Subject to all the terms and
conditions of this Agreement, Executive's period of employment
under this Agreement shall be the period commencing on the
Effective Date and ending on January 7, 2011, (the "
Third Anniversary Date "), which term, unless otherwise agreed to by the parties,
shall be extended on the Third Anniversary Date and on each
anniversary of that date thereafter, for a period of one year
thereafter (which term together with any such extensions, if any,
shall be hereinafter defined as the " Term "), unless the Executive's
employment terminates earlier in accordance with Section 9
hereof. Thereafter, if Executive continues in the employ of the
Company, the employment relationship shall continue to be at will,
terminable by either Executive or the Company at any time and for
any reason, with or without cause, and subject to such terms and
conditions established by the Company from time to time.
3.
Position and
Duties.
(a)
Employment with the
Company.
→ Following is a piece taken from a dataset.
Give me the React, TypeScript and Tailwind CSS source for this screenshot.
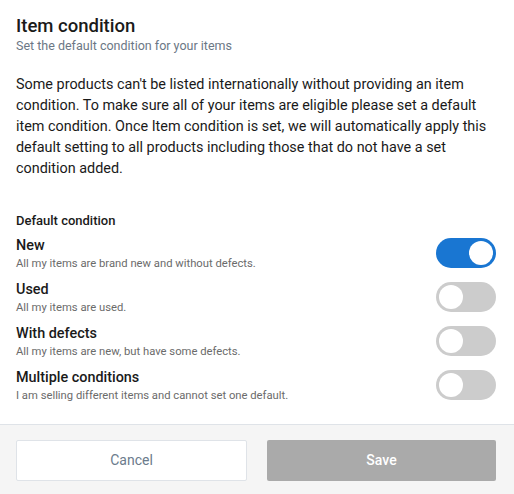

While
Executive is employed by the Company during the Term, Executive
shall be employed as Chairman of the Company, and such other titles
as the Company may designate, and shall perform such duties and
responsibilities as the Company shall assign to him from time to
time, including duties and responsibilities relating to the
Company's wholly-owned and partially owned subsidiaries and other
affiliates.
(b)
Performance of Duties and
Responsibilities. Executive shall serve the Company
faithfully and to the best of his ability and shall devote his full
working time, attention and efforts to the business of the Company
during his employment with the Company hereunder. While Executive
is employed by the Company during the Term, Executive shall report
to the Board of Directors of the Company (the " Board "). Executive hereby
represents and confirms that he is under no contractual or legal
commitments that would prevent him from fulfilling his duties and
responsibilities as set forth in this Agreement. During his
employment with the Company, Executive shall not accept other
employment or engage in other material business activity, except as
approved in writing by the Board. Executive may participate in
charitable activities and personal investment activities to a
reasonable extent, and he may serve as a director of business
organizations as approved by the Board, so long as such activities
and directorships do not interfere with the performance of his
duties and responsibilities hereunder.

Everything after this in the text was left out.